Overview¶

tidypolars-extra brings R’s Tidyverse-style data manipulation to Python on top of the fast Polars engine. If you already know dplyr, tidyr, stringr, or lubridate from R, you should feel right at home.

This vignette is a quick end-to-end tour of the core verbs — filter, arrange, select, mutate, group_by/summarize, and joins — using the Palmer Penguins dataset.
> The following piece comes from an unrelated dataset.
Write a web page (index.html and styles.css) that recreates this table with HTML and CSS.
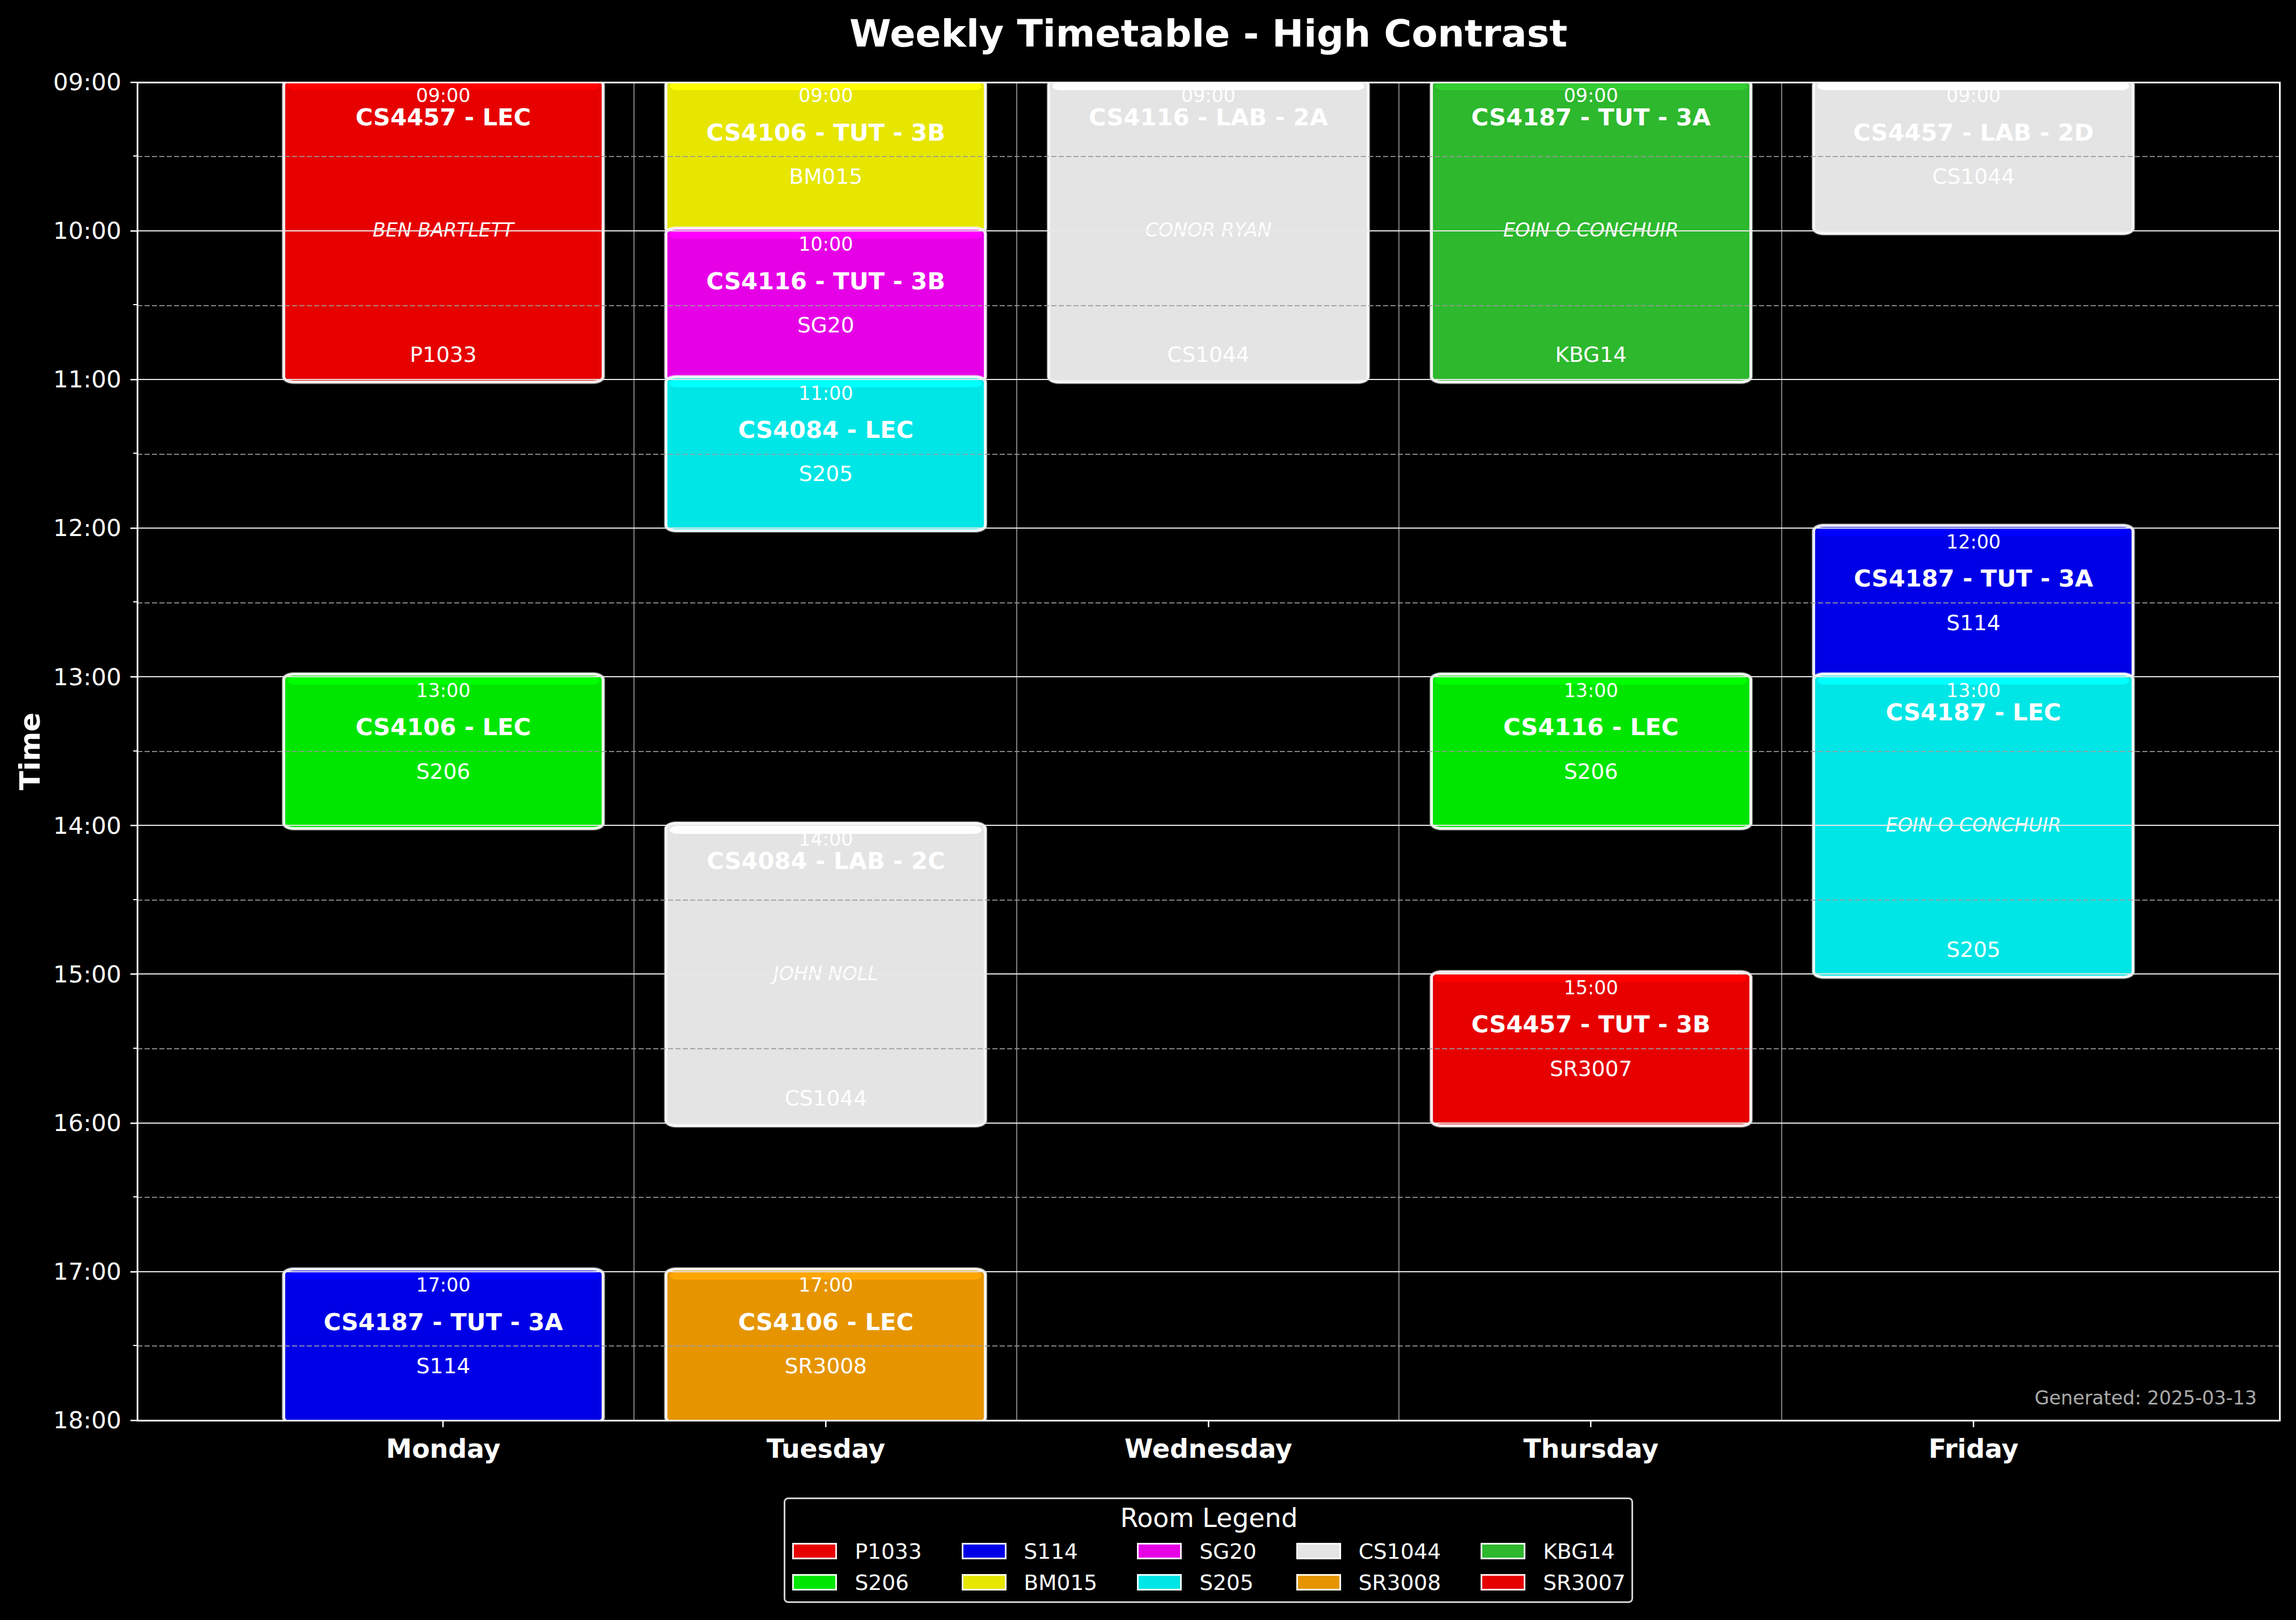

Each per-verb vignette that follows covers one verb in depth; this page shows how they all fit together.

Setup¶

Every tidypolars-extra function lives under a single top-level namespace, so the convention is to import the package as tp:

import tidypolars_extra as tp

penguins = tp.tibble(
    tp.read_data(fn="tidypolars_extra/data/penguins.csv", sep=",", silently=True)
)

The result is a tibble — a thin wrapper around polars.DataFrame that exposes tidyverse-style verbs like filter, mutate, and summarize while keeping all of Polars’ speed underneath.

A first look at the data¶

A tibble has R-style nrow / ncol / names properties and the usual head() for a quick peek:

penguins.nrow, penguins.ncol

(344, 8)

penguins.names

['species', 'island', 'bill_length_mm', 'bill_depth_mm', 'flipper_length_mm', 'body_mass_g', 'sex', 'year']

penguins.head()

shape: (5, 8)
┌─────────┬───────────┬───────────────┬───────────────┬──────────────┬─────────────┬────────┬──────┐
│ species ┆ island    ┆ bill_length_m ┆ bill_depth_mm ┆ flipper_leng ┆ body_mass_g ┆ sex    ┆ year │
│ ---     ┆ ---       ┆ m             ┆ ---           ┆ th_mm        ┆ ---         ┆ ---    ┆ ---  │
│ str     ┆ str       ┆ ---           ┆ f64           ┆ ---          ┆ f64         ┆ str    ┆ i64  │
│         ┆           ┆ f64           ┆               ┆ f64          ┆             ┆        ┆      │
╞═════════╪═══════════╪═══════════════╪═══════════════╪══════════════╪═════════════╪════════╪══════╡
│ Adelie  ┆ Torgersen ┆ 39.1          ┆ 18.7          ┆ 181.0        ┆ 3750.0      ┆ male   ┆ 2007 │
│ Adelie  ┆ Torgersen ┆ 39.5          ┆ 17.4          ┆ 186.0        ┆ 3800.0      ┆ female ┆ 2007 │
│ Adelie  ┆ Torgersen ┆ 40.3          ┆ 18.0          ┆ 195.0        ┆ 3250.0      ┆ female ┆ 2007 │
│ Adelie  ┆ Torgersen ┆ null          ┆ null          ┆ null         ┆ null        ┆ null   ┆ 2007 │
│ Adelie  ┆ Torgersen ┆ 36.7          ┆ 19.3          ┆ 193.0        ┆ 3450.0      ┆ female ┆ 2007 │
└─────────┴───────────┴───────────────┴───────────────┴──────────────┴─────────────┴────────┴──────┘

Palmer Penguins contains body measurements for three species (Adelie, Chinstrap, Gentoo) across three islands. A handful of rows have missing measurements, which is realistic — most of the verbs below handle nulls gracefully, and we’ll drop them explicitly when we need complete cases.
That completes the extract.